• When Fate plays a Game…I

    Chapter I

    “I am unwritten, can't read my mind, I'm undefined
    I'm just beginning, the pen's in my hand, ending unplanned
    Staring at the blank page before you
    Open up the dirty window
    Let the sun illuminate the words that you could not find
    Reaching for something in the distance
    So close you can almost taste it
    Release your inhibitions
    Feel the rain on your skin
    No one else can feel it for you
    Only you can let it in
    No one else, no one else
    Can speak the words on your lips
    Drench yourself in words unspoken
    Live your life with arms wide open
    Today is where your book begins
    The rest is still unwritten”

    I sing the song ‘Unwritten’ by Natasha Beddingfield in the morning, as soon as I get up from bed. I turn the music player on and go straight to the shower. I carelessly take off my clothes and dance in the shower as if I’m a diva in a concert or perhaps a showgirl dancing to delight my audience.

    I like the song because it reminds me that I write my own destiny and every day is a new day. I like the song because it is telling me that I should open my heart and welcome the changes in life. The song reminds me that it’s just okay to make mistakes and I shouldn’t be afraid of what life will bring…

    This is because I’m a control freak. I’m an obsessive compulsive seventeen year old girl. I’m a perfectionist. I get depressed and frustrated when things don’t go the way I planned or when some bad things happen in my life.

    Two years ago, my older sister Jennifer died of cancer. She was the A student. The pet of the family. The prom queen. The perfect daughter and sister to me. She was beautiful and had big dreams but she died young. My parents were terribly heartbroken. From that time on, they seemed to forget that they still have another daughter—me. This brought me to cut my wrist once because of mere frustration, and loneliness. Yes, I saw my blood come out of my wrist. But guess what? When I saw blood come out of my wrist, I suddenly realized that it was eeky and ugly, and I didn’t want to die with blood all over me so I grabbed a towel near me in the bathtub, and wrapped my arm around it as I sobbed.

    I was crying because of mixed feelings. I was sad and angry. I was frustrated with my parents. I was feeling alone. I didn’t understand why my sister had to die so young; and why she had to leave me with my busy busy rich parents who just provide me with material cold things. I was sad because I needed warmth of a family. I was sad because nothing could make me happy. I was grieving because not even so much money that my parents can easily produce could not extend my sister’s life. I was sad because I was alone and my parents somehow forgot that I still exist. I was angry with myself because I couldn’t live up to my sister to make my parents happy. I was angry because I couldn’t make up my mind what to do with ME.

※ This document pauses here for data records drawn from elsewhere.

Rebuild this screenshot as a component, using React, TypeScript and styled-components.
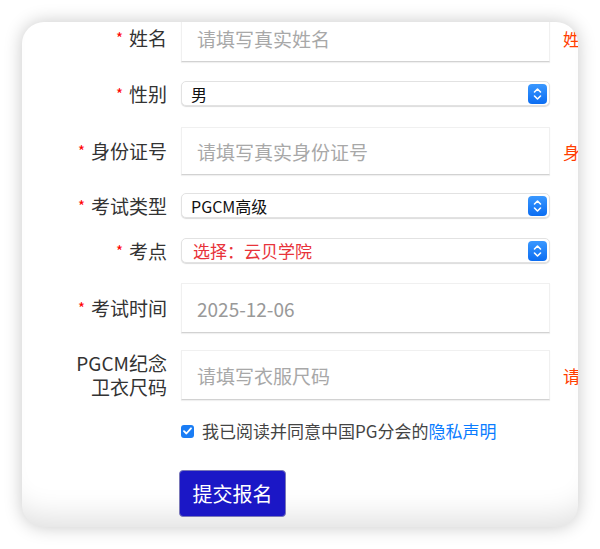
import styled, { createGlobalStyle } from "styled-components";

const GlobalStyle = createGlobalStyle`
  html, body {
    margin: 0;
    padding: 0;
    background: #ffffff;
  }
  body {
    font-family: "Noto Sans CJK SC", "Noto Sans", sans-serif;
    color: #333;
  }
`;

const Page = styled.div`
  padding: 22px;
  height: 549px;
  box-sizing: border-box;
`;

const Card = styled.div`
  width: 556px;
  height: 505px;
  background: #fff;
  border-radius: 22px;
  overflow: hidden;
  box-shadow: 0 0 18px rgba(0, 0, 0, 0.22), inset 0 -34px 30px -24px rgba(0, 0, 0, 0.12);
`;

const Form = styled.div`
  display: flex;
  flex-direction: column;
  margin-top: -8px;
`;

const Row = styled.div<{ $mt?: number; $h: number }>`
  display: flex;
  align-items: center;
  height: ${(p) => p.$h}px;
  margin-top: ${(p) => p.$mt ?? 0}px;
`;

const Label = styled.div`
  width: 145px;
  margin-right: 14px;
  text-align: right;
  font-size: 19px;
  line-height: 24px;
  color: #333;
  flex-shrink: 0;
`;

const Star = styled.span`
  color: #f00;
  font-size: 15px;
  line-height: 0;
  margin-right: 6px;
  vertical-align: 2px;
`;

const TextInput = styled.input<{ $h: number }>`
  width: 369px;
  height: ${(p) => p.$h}px;
  box-sizing: border-box;
  flex-shrink: 0;
  border: 1px solid #f0f0f0;
  border-bottom-color: #d2d2d2;
  box-shadow: 0 1px 1px rgba(0, 0, 0, 0.06);
  background: #fff;
  padding: 0 15px;
  font-family: inherit;
  font-size: 19px;
  color: #999;
  outline: none;
  &::placeholder {
    color: #a8a8a8;
  }
`;

const SelectBox = styled.div<{ $red?: boolean }>`
  width: 369px;
  height: 25px;
  box-sizing: border-box;
  flex-shrink: 0;
  display: flex;
  align-items: center;
  justify-content: space-between;
  padding: 0 2px 0 ${(p) => (p.$red ? 11 : 9)}px;
  border: 1px solid #e2e2e2;
  border-radius: 5px;
  box-shadow: 0 1px 1px rgba(0, 0, 0, 0.14);
  background: #fff;
  font-size: ${(p) => (p.$red ? 17 : 16)}px;
  color: ${(p) => (p.$red ? "#e8333a" : "#111")};
`;

const Stepper = styled.div`
  width: 19px;
  height: 20px;
  border-radius: 4px;
  background: linear-gradient(#3a98ff, #0b6df2);
  display: flex;
  align-items: center;
  justify-content: center;
`;

const ErrorText = styled.div`
  margin-left: 13px;
  white-space: nowrap;
  font-size: 17px;
  color: #ff3d00;
`;

const AgreeRow = styled.label`
  display: flex;
  align-items: center;
  margin: 20px 0 0 159px;
  font-size: 17px;
  color: #444;
  line-height: 22px;
`;

const Check = styled.span`
  width: 13px;
  height: 13px;
  border-radius: 3px;
  background: #1a7df5;
  display: flex;
  align-items: center;
  justify-content: center;
  margin-right: 8px;
`;

const Link = styled.a`
  color: #0a7cff;
  text-decoration: none;
`;

const SubmitButton = styled.button`
  margin: 28px 0 0 157px;
  width: 107px;
  height: 47px;
  align-self: flex-start;
  border: 1px solid #7a78b8;
  border-radius: 4px;
  background: #1b17c6;
  color: #fff;
  font-family: inherit;
  font-size: 20px;
  cursor: pointer;
`;

const Chevrons = () => (
  <svg width="11" height="14" viewBox="0 0 11 14" fill="none">
    <path d="M2.5 5 L5.5 2 L8.5 5" stroke="#fff" strokeWidth="1.6" strokeLinecap="round" strokeLinejoin="round" />
    <path d="M2.5 9 L5.5 12 L8.5 9" stroke="#fff" strokeWidth="1.6" strokeLinecap="round" strokeLinejoin="round" />
  </svg>
);

const Select = ({ value, red }: { value: string; red?: boolean }) => (
  <SelectBox $red={red}>
    <span>{value}</span>
    <Stepper>
      <Chevrons />
    </Stepper>
  </SelectBox>
);

const App = () => {
  return (
    <Page>
      <GlobalStyle />
      <Card>
        <Form>
          <Row $h={48}>
            <Label>
              <Star>*</Star>姓名
            </Label>
            <TextInput $h={48} placeholder="请填写真实姓名" />
            <ErrorText>姓名不能为空</ErrorText>
          </Row>
          <Row $h={25} $mt={19}>
            <Label>
              <Star>*</Star>性别
            </Label>
            <Select value="男" />
          </Row>
          <Row $h={48} $mt={21}>
            <Label>
              <Star>*</Star>身份证号
            </Label>
            <TextInput $h={48} placeholder="请填写真实身份证号" />
            <ErrorText>身份证号不能为空</ErrorText>
          </Row>
          <Row $h={25} $mt={18}>
            <Label>
              <Star>*</Star>考试类型
            </Label>
            <Select value="PGCM高级" />
          </Row>
          <Row $h={25} $mt={20}>
            <Label>
              <Star>*</Star>考点
            </Label>
            <Select value="选择：云贝学院" red />
          </Row>
          <Row $h={50} $mt={20}>
            <Label>
              <Star>*</Star>考试时间
            </Label>
            <TextInput $h={50} value="2025-12-06" readOnly />
          </Row>
          <Row $h={50} $mt={17}>
            <Label>
              PGCM纪念
              <br />
              卫衣尺码
            </Label>
            <TextInput $h={50} placeholder="请填写衣服尺码" />
            <ErrorText>请填写衣服尺码</ErrorText>
          </Row>
          <AgreeRow>
            <Check>
              <svg width="9" height="8" viewBox="0 0 9 8" fill="none">
                <path d="M1 4.2 L3.4 6.5 L8 1.3" stroke="#fff" strokeWidth="1.8" strokeLinecap="round" strokeLinejoin="round" />
              </svg>
            </Check>
            我已阅读并同意中国PG分会的<Link href="#">隐私声明</Link>
          </AgreeRow>
          <SubmitButton>提交报名</SubmitButton>
        </Form>
      </Card>
    </Page>
  );
};

export default App;
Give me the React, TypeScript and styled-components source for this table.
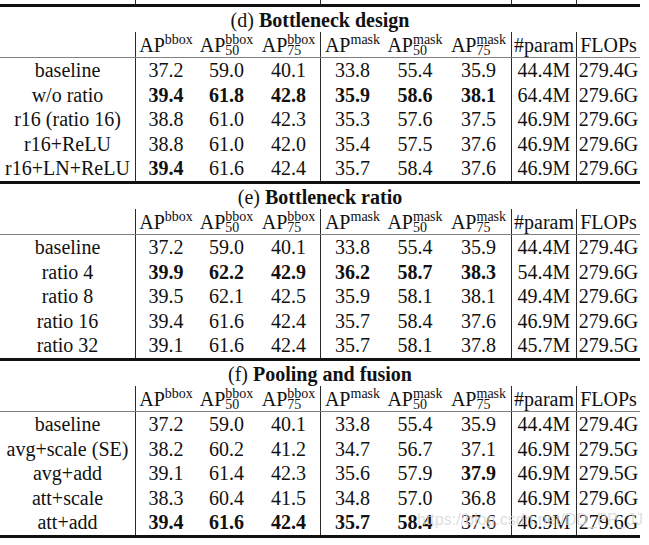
import React from 'react'
import styled, { createGlobalStyle } from 'styled-components'

const GlobalStyle = createGlobalStyle`
    body {
        margin: 0;
        background: #ffffff;
    }
`

// column widths, borders sit on the left edge of columns 1, 4, 7, 8
const columns = '135px 61px 61px 63px 64px 62px 65px 65px 64px'
const dividers = [1, 4, 7, 8]

const Page = styled.div`
    position: relative;
    width: 649px;
    height: 545px;
    background: #ffffff;
    font-family: 'Liberation Serif', 'Times New Roman', serif;
    color: #111111;
`

const Table = styled.div`
    width: 640px;
    display: flex;
    flex-direction: column;
`

const Row = styled.div<{ $height: number }>`
    display: grid;
    grid-template-columns: ${columns};
    height: ${p => p.$height}px;
`

const Cell = styled.div<{ $divider?: boolean; $bold?: boolean }>`
    box-sizing: border-box;
    border-left: ${p => (p.$divider ? '1px solid #2a2a2a' : 'none')};
    text-align: center;
    font-size: 20px;
    line-height: 24.6px;
    font-weight: ${p => (p.$bold ? 700 : 400)};
    white-space: nowrap;
`

const HeadCell = styled(Cell)`
    padding-top: 2px;
    line-height: 23px;
`

const Scripts = styled.span`
    display: inline-flex;
    flex-direction: column;
    align-items: flex-start;
    vertical-align: 8px;
    font-size: 14px;
    line-height: 11px;
`

const Script = styled.span`
    display: block;
`

const ThickRule = styled.div`
    height: 3px;
    background: #111111;
`

const HeadRule = styled.div`
    height: 1px;
    background: #808080;
`

const Title = styled.div`
    box-sizing: border-box;
    height: 25px;
    padding-top: 1px;
    line-height: 24px;
    font-size: 20px;
    text-align: center;
    white-space: nowrap;
`

const Watermark = styled.div`
    position: absolute;
    left: 417px;
    top: 511px;
    font-family: 'Liberation Sans', Arial, sans-serif;
    font-size: 16px;
    color: rgba(214, 214, 214, 0.8);
    white-space: nowrap;
    pointer-events: none;
`

type DataRow = {
    label: string
    values: string[]
    bold: number[]
}

type Section = {
    tag: string
    name: string
    rows: DataRow[]
}

const baseline: DataRow = {
    label: 'baseline',
    values: ['37.2', '59.0', '40.1', '33.8', '55.4', '35.9', '44.4M', '279.4G'],
    bold: []
}

const sections: Section[] = [
    {
        tag: '(d)',
        name: 'Bottleneck design',
        rows: [
            baseline,
            { label: 'w/o ratio', values: ['39.4', '61.8', '42.8', '35.9', '58.6', '38.1', '64.4M', '279.6G'], bold: [0, 1, 2, 3, 4, 5] },
            { label: 'r16 (ratio 16)', values: ['38.8', '61.0', '42.3', '35.3', '57.6', '37.5', '46.9M', '279.6G'], bold: [] },
            { label: 'r16+ReLU', values: ['38.8', '61.0', '42.0', '35.4', '57.5', '37.6', '46.9M', '279.6G'], bold: [] },
            { label: 'r16+LN+ReLU', values: ['39.4', '61.6', '42.4', '35.7', '58.4', '37.6', '46.9M', '279.6G'], bold: [0] }
        ]
    },
    {
        tag: '(e)',
        name: 'Bottleneck ratio',
        rows: [
            baseline,
            { label: 'ratio 4', values: ['39.9', '62.2', '42.9', '36.2', '58.7', '38.3', '54.4M', '279.6G'], bold: [0, 1, 2, 3, 4, 5] },
            { label: 'ratio 8', values: ['39.5', '62.1', '42.5', '35.9', '58.1', '38.1', '49.4M', '279.6G'], bold: [] },
            { label: 'ratio 16', values: ['39.4', '61.6', '42.4', '35.7', '58.4', '37.6', '46.9M', '279.6G'], bold: [] },
            { label: 'ratio 32', values: ['39.1', '61.6', '42.4', '35.7', '58.1', '37.8', '45.7M', '279.5G'], bold: [] }
        ]
    },
    {
        tag: '(f)',
        name: 'Pooling and fusion',
        rows: [
            baseline,
            { label: 'avg+scale (SE)', values: ['38.2', '60.2', '41.2', '34.7', '56.7', '37.1', '46.9M', '279.5G'], bold: [] },
            { label: 'avg+add', values: ['39.1', '61.4', '42.3', '35.6', '57.9', '37.9', '46.9M', '279.5G'], bold: [5] },
            { label: 'att+scale', values: ['38.3', '60.4', '41.5', '34.8', '57.0', '36.8', '46.9M', '279.6G'], bold: [] },
            { label: 'att+add', values: ['39.4', '61.6', '42.4', '35.7', '58.4', '37.6', '46.9M', '279.6G'], bold: [0, 1, 2, 3, 4] }
        ]
    }
]

const headers: { sup?: string; sub?: string; text: string }[] = [
    { text: 'AP', sup: 'bbox' },
    { text: 'AP', sup: 'bbox', sub: '50' },
    { text: 'AP', sup: 'bbox', sub: '75' },
    { text: 'AP', sup: 'mask' },
    { text: 'AP', sup: 'mask', sub: '50' },
    { text: 'AP', sup: 'mask', sub: '75' },
    { text: '#param' },
    { text: 'FLOPs' }
]

const HeaderRow = () => (
    <Row $height={25}>
        <HeadCell />
        {headers.map((h, i) => (
            <HeadCell key={i} $divider={dividers.includes(i + 1)}>
                {h.text}
                {h.sup && (
                    <Scripts>
                        <Script>{h.sup}</Script>
                        {h.sub && <Script>{h.sub}</Script>}
                    </Scripts>
                )}
            </HeadCell>
        ))}
    </Row>
)

const App = () => (
    <Page>
        <GlobalStyle />
        <Table>
            <Row $height={4}>
                {Array.from({ length: 9 }).map((_, i) => (
                    <Cell key={i} $divider={dividers.includes(i)} />
                ))}
            </Row>
            <ThickRule />
            {sections.map(s => (
                <React.Fragment key={s.tag}>
                    <Title>
                        {s.tag} <b>{s.name}</b>
                    </Title>
                    <HeaderRow />
                    <HeadRule />
                    {s.rows.map(r => (
                        <Row key={r.label} $height={24.6}>
                            <Cell>{r.label}</Cell>
                            {r.values.map((v, i) => (
                                <Cell key={i} $divider={dividers.includes(i + 1)} $bold={r.bold.includes(i)}>
                                    {v}
                                </Cell>
                            ))}
                        </Row>
                    ))}
                    <ThickRule />
                </React.Fragment>
            ))}
        </Table>
        <Watermark>https://blog.csdn.net/DD_PP_JJ</Watermark>
    </Page>
)

export default App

    I went out of the bathtub still sobbing and called my gay best friend, Lenard, who lives in a mansion beside our house.
    “Lenard, god, good thing you’re there! You have to come here,” I said feeling a bit cold.
    “What’s up?” He casually said on the phone. “Have you already initiated your plan on a dramatic suicide?”
    “Would you believe it, I really did!” I said sarcastically. “ I need you here now, ok?” I said demandingly.
    I didn’t hear Lenard respond to me. I just heard that the receiver hit something and realized the tree on my window was moving. It was Lenard coming up the tree near my window.
    Yes, although we both live in a hi-tech generation, we somehow forget that there is an access or entry in a house called door. Most of all, growing together did not help us learn that there is a thing called stairs and elevators, which are already an innovation invented way before we were born that can make our life more convenient.
    Growing up with this handsome best friend of mine sometimes make me regret that he is gay. My family moved in near their house when I was 11 years old. We instantly became friends. I guess because of law of gravity. Negative plus positive is I don’t know what. But he is all positive about life. He knows what he is and knows what he wants, at the age of 11 years old. He wants to be the president of their family company. He wants to be like his mother, the president of an oil company. Anyway, I should not ogle over Lenard because he is my best friend. My 'sister'.
    “Hurry Leo,” I said sitting on the floor.
    Leo pulled me up and carried me.
    “This is the benefit when you go to the gym. Carrying a mademoiselle in distress!” I teased. “Oh Lenard, my gay hero!” I added.
    “You are crazy and stupid!” He was anxious. “ If you wanna die, make sure you are up for it.” He scolded as he opened the door of my room and went down the stairs.
    My nanny Sienna, who is already in her mid-60s, gasped as she saw me with blood on my shirt. “ Oh my god!” She said and did not know which one to do first. Help Lenard bring me to hospital or to phone my parents. But she figured that it would be best to bring me first to the hospital.
    As they put me at the back seat of the car with Nanny Sienna, Lenard tried to calm down because he couldn’t start the car.
    “ Don’t panic guys. It’s just a little cut, you know.” I said, and blacked out.